[Exercise details]:
Repeat the listing word for word. No pictures belong in the copy.

[Source excerpt]:
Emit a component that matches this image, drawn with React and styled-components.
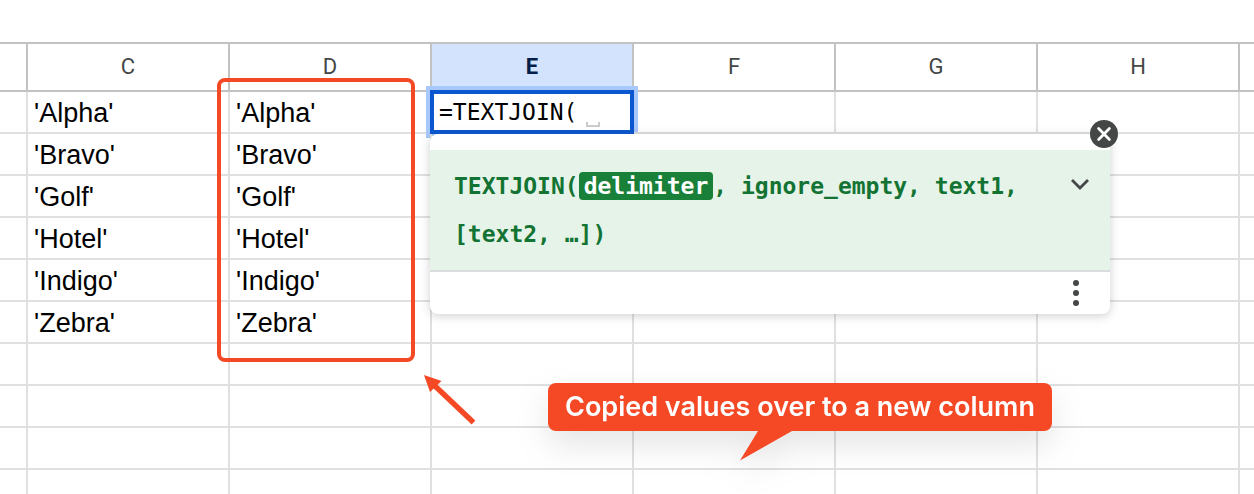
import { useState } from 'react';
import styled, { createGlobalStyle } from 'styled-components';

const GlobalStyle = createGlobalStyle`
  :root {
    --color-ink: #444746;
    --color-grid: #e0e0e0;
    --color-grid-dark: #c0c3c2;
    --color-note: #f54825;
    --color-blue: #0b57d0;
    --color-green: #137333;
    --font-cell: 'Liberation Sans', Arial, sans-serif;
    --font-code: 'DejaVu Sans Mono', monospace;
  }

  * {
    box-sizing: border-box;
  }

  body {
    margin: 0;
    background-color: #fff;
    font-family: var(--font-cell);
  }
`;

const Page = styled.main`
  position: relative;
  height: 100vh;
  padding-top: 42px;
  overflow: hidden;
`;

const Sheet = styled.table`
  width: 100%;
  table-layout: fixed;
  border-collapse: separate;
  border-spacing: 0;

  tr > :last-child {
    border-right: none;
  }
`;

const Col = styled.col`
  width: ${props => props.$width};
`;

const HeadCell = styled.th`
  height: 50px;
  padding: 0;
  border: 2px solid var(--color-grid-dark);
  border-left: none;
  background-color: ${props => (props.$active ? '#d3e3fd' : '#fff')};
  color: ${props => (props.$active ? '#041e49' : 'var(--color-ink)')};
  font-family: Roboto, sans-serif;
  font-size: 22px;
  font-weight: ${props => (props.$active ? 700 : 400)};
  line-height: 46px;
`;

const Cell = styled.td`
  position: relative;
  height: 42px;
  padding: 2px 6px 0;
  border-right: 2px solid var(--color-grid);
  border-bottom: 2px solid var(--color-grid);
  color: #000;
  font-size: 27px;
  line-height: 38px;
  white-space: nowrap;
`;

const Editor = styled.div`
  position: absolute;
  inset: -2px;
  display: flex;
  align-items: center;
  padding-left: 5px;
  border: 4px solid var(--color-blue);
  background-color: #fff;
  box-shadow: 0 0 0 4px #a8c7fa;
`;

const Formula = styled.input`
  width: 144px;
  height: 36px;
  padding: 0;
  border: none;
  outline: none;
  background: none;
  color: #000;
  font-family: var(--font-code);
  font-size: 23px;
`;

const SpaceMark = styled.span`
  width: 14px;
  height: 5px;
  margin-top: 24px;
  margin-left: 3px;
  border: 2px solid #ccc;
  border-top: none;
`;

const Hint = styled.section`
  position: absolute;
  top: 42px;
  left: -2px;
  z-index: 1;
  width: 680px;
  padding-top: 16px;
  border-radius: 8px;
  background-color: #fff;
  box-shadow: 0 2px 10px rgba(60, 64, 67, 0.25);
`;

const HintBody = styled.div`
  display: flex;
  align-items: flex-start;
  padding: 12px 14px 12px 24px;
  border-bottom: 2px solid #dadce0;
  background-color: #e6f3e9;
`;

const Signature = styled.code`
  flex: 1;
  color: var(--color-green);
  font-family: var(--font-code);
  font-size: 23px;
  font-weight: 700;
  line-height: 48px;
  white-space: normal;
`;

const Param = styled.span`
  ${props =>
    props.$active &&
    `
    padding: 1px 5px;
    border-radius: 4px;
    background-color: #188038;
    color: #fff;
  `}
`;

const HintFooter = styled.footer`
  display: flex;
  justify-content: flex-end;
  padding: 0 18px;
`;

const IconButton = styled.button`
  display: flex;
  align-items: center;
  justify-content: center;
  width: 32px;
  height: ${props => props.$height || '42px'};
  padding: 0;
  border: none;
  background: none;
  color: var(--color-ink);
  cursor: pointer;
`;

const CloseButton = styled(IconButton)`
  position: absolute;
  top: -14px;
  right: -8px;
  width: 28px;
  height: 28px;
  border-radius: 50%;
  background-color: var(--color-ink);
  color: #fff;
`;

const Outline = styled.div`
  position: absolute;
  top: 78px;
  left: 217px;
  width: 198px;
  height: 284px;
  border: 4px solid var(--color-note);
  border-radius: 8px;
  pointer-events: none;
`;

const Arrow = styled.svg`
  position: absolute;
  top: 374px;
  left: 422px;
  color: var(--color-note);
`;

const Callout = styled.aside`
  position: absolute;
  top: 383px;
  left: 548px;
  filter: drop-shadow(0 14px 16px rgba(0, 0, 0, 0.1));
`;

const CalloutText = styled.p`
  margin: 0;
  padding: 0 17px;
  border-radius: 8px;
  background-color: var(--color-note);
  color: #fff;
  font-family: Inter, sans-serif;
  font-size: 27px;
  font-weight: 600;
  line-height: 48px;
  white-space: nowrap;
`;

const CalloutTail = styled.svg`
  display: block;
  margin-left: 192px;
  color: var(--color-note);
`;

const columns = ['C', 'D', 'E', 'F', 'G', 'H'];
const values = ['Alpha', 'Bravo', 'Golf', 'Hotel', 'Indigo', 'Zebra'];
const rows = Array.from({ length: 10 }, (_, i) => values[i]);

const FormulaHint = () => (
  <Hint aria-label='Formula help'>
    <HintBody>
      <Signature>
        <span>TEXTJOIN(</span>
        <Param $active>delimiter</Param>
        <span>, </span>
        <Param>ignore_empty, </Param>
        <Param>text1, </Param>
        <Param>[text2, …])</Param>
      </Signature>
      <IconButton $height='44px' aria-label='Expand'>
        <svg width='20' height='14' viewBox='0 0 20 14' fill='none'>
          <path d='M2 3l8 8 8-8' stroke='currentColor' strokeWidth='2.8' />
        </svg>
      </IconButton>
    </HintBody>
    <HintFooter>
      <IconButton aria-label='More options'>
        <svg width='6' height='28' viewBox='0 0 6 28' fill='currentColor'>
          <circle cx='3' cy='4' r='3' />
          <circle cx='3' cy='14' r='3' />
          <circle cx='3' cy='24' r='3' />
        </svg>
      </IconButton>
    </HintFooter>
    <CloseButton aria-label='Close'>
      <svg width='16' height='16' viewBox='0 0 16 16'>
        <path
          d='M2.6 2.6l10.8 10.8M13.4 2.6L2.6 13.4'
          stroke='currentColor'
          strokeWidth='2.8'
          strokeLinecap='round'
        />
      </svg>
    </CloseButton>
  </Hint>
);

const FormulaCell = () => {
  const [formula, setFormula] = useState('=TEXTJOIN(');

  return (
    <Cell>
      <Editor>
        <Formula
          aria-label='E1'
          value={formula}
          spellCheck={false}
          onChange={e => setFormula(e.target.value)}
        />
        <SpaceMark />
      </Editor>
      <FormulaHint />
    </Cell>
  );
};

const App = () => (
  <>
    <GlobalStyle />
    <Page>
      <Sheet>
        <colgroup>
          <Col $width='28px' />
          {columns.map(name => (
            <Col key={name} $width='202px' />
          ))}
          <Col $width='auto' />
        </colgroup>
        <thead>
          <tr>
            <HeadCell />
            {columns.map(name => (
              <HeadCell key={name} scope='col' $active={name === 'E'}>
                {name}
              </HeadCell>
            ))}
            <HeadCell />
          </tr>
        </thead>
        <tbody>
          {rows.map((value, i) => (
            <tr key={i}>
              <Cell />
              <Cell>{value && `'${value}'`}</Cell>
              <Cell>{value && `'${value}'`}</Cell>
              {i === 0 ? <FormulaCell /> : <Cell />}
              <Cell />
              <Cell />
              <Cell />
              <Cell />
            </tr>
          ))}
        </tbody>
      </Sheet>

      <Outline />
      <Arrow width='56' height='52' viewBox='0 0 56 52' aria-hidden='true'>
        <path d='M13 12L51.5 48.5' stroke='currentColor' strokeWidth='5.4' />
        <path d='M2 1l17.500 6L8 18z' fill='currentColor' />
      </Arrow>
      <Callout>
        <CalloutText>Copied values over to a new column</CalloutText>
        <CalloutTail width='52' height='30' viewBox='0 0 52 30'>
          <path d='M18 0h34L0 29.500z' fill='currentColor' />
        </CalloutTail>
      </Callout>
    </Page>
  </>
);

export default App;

[Result below]:
Emit a component that matches this image, drawn with React and styled-components.
import { useState } from 'react';
import styled, { createGlobalStyle } from 'styled-components';

const GlobalStyle = createGlobalStyle`
  :root {
    --color-ink: #444746;
    --color-grid: #e0e0e0;
    --color-grid-dark: #c0c3c2;
    --color-note: #f54825;
    --color-blue: #0b57d0;
    --color-green: #137333;
    --font-cell: 'Liberation Sans', Arial, sans-serif;
    --font-code: 'DejaVu Sans Mono', monospace;
  }

  * {
    box-sizing: border-box;
  }

  body {
    margin: 0;
    background-color: #fff;
    font-family: var(--font-cell);
  }
`;

const Page = styled.main`
  position: relative;
  height: 100vh;
  padding-top: 42px;
  overflow: hidden;
`;

const Sheet = styled.table`
  width: 100%;
  table-layout: fixed;
  border-collapse: separate;
  border-spacing: 0;

  tr > :last-child {
    border-right: none;
  }
`;

const Col = styled.col`
  width: ${props => props.$width};
`;

const HeadCell = styled.th`
  height: 50px;
  padding: 0;
  border: 2px solid var(--color-grid-dark);
  border-left: none;
  background-color: ${props => (props.$active ? '#d3e3fd' : '#fff')};
  color: ${props => (props.$active ? '#041e49' : 'var(--color-ink)')};
  font-family: Roboto, sans-serif;
  font-size: 22px;
  font-weight: ${props => (props.$active ? 700 : 400)};
  line-height: 46px;
`;

const Cell = styled.td`
  position: relative;
  height: 42px;
  padding: 2px 6px 0;
  border-right: 2px solid var(--color-grid);
  border-bottom: 2px solid var(--color-grid);
  color: #000;
  font-size: 27px;
  line-height: 38px;
  white-space: nowrap;
`;

const Editor = styled.div`
  position: absolute;
  inset: -2px;
  display: flex;
  align-items: center;
  padding-left: 5px;
  border: 4px solid var(--color-blue);
  background-color: #fff;
  box-shadow: 0 0 0 4px #a8c7fa;
`;

const Formula = styled.input`
  width: 144px;
  height: 36px;
  padding: 0;
  border: none;
  outline: none;
  background: none;
  color: #000;
  font-family: var(--font-code);
  font-size: 23px;
`;

const SpaceMark = styled.span`
  width: 14px;
  height: 5px;
  margin-top: 24px;
  margin-left: 3px;
  border: 2px solid #ccc;
  border-top: none;
`;

const Hint = styled.section`
  position: absolute;
  top: 42px;
  left: -2px;
  z-index: 1;
  width: 680px;
  padding-top: 16px;
  border-radius: 8px;
  background-color: #fff;
  box-shadow: 0 2px 10px rgba(60, 64, 67, 0.25);
`;

const HintBody = styled.div`
  display: flex;
  align-items: flex-start;
  padding: 12px 14px 12px 24px;
  border-bottom: 2px solid #dadce0;
  background-color: #e6f3e9;
`;

const Signature = styled.code`
  flex: 1;
  color: var(--color-green);
  font-family: var(--font-code);
  font-size: 23px;
  font-weight: 700;
  line-height: 48px;
  white-space: normal;
`;

const Param = styled.span`
  ${props =>
    props.$active &&
    `
    padding: 1px 5px;
    border-radius: 4px;
    background-color: #188038;
    color: #fff;
  `}
`;

const HintFooter = styled.footer`
  display: flex;
  justify-content: flex-end;
  padding: 0 18px;
`;

const IconButton = styled.button`
  display: flex;
  align-items: center;
  justify-content: center;
  width: 32px;
  height: ${props => props.$height || '42px'};
  padding: 0;
  border: none;
  background: none;
  color: var(--color-ink);
  cursor: pointer;
`;

const CloseButton = styled(IconButton)`
  position: absolute;
  top: -14px;
  right: -8px;
  width: 28px;
  height: 28px;
  border-radius: 50%;
  background-color: var(--color-ink);
  color: #fff;
`;

const Outline = styled.div`
  position: absolute;
  top: 78px;
  left: 217px;
  width: 198px;
  height: 284px;
  border: 4px solid var(--color-note);
  border-radius: 8px;
  pointer-events: none;
`;

const Arrow = styled.svg`
  position: absolute;
  top: 374px;
  left: 422px;
  color: var(--color-note);
`;

const Callout = styled.aside`
  position: absolute;
  top: 383px;
  left: 548px;
  filter: drop-shadow(0 14px 16px rgba(0, 0, 0, 0.1));
`;

const CalloutText = styled.p`
  margin: 0;
  padding: 0 17px;
  border-radius: 8px;
  background-color: var(--color-note);
  color: #fff;
  font-family: Inter, sans-serif;
  font-size: 27px;
  font-weight: 600;
  line-height: 48px;
  white-space: nowrap;
`;

const CalloutTail = styled.svg`
  display: block;
  margin-left: 192px;
  color: var(--color-note);
`;

const columns = ['C', 'D', 'E', 'F', 'G', 'H'];
const values = ['Alpha', 'Bravo', 'Golf', 'Hotel', 'Indigo', 'Zebra'];
const rows = Array.from({ length: 10 }, (_, i) => values[i]);

const FormulaHint = () => (
  <Hint aria-label='Formula help'>
    <HintBody>
      <Signature>
        <span>TEXTJOIN(</span>
        <Param $active>delimiter</Param>
        <span>, </span>
        <Param>ignore_empty, </Param>
        <Param>text1, </Param>
        <Param>[text2, …])</Param>
      </Signature>
      <IconButton $height='44px' aria-label='Expand'>
        <svg width='20' height='14' viewBox='0 0 20 14' fill='none'>
          <path d='M2 3l8 8 8-8' stroke='currentColor' strokeWidth='2.8' />
        </svg>
      </IconButton>
    </HintBody>
    <HintFooter>
      <IconButton aria-label='More options'>
        <svg width='6' height='28' viewBox='0 0 6 28' fill='currentColor'>
          <circle cx='3' cy='4' r='3' />
          <circle cx='3' cy='14' r='3' />
          <circle cx='3' cy='24' r='3' />
        </svg>
      </IconButton>
    </HintFooter>
    <CloseButton aria-label='Close'>
      <svg width='16' height='16' viewBox='0 0 16 16'>
        <path
          d='M2.6 2.6l10.8 10.8M13.4 2.6L2.6 13.4'
          stroke='currentColor'
          strokeWidth='2.8'
          strokeLinecap='round'
        />
      </svg>
    </CloseButton>
  </Hint>
);

const FormulaCell = () => {
  const [formula, setFormula] = useState('=TEXTJOIN(');

  return (
    <Cell>
      <Editor>
        <Formula
          aria-label='E1'
          value={formula}
          spellCheck={false}
          onChange={e => setFormula(e.target.value)}
        />
        <SpaceMark />
      </Editor>
      <FormulaHint />
    </Cell>
  );
};

const App = () => (
  <>
    <GlobalStyle />
    <Page>
      <Sheet>
        <colgroup>
          <Col $width='28px' />
          {columns.map(name => (
            <Col key={name} $width='202px' />
          ))}
          <Col $width='auto' />
        </colgroup>
        <thead>
          <tr>
            <HeadCell />
            {columns.map(name => (
              <HeadCell key={name} scope='col' $active={name === 'E'}>
                {name}
              </HeadCell>
            ))}
            <HeadCell />
          </tr>
        </thead>
        <tbody>
          {rows.map((value, i) => (
            <tr key={i}>
              <Cell />
              <Cell>{value && `'${value}'`}</Cell>
              <Cell>{value && `'${value}'`}</Cell>
              {i === 0 ? <FormulaCell /> : <Cell />}
              <Cell />
              <Cell />
              <Cell />
              <Cell />
            </tr>
          ))}
        </tbody>
      </Sheet>

      <Outline />
      <Arrow width='56' height='52' viewBox='0 0 56 52' aria-hidden='true'>
        <path d='M13 12L51.5 48.5' stroke='currentColor' strokeWidth='5.4' />
        <path d='M2 1l17.500 6L8 18z' fill='currentColor' />
      </Arrow>
      <Callout>
        <CalloutText>Copied values over to a new column</CalloutText>
        <CalloutTail width='52' height='30' viewBox='0 0 52 30'>
          <path d='M18 0h34L0 29.500z' fill='currentColor' />
        </CalloutTail>
      </Callout>
    </Page>
  </>
);

export default App;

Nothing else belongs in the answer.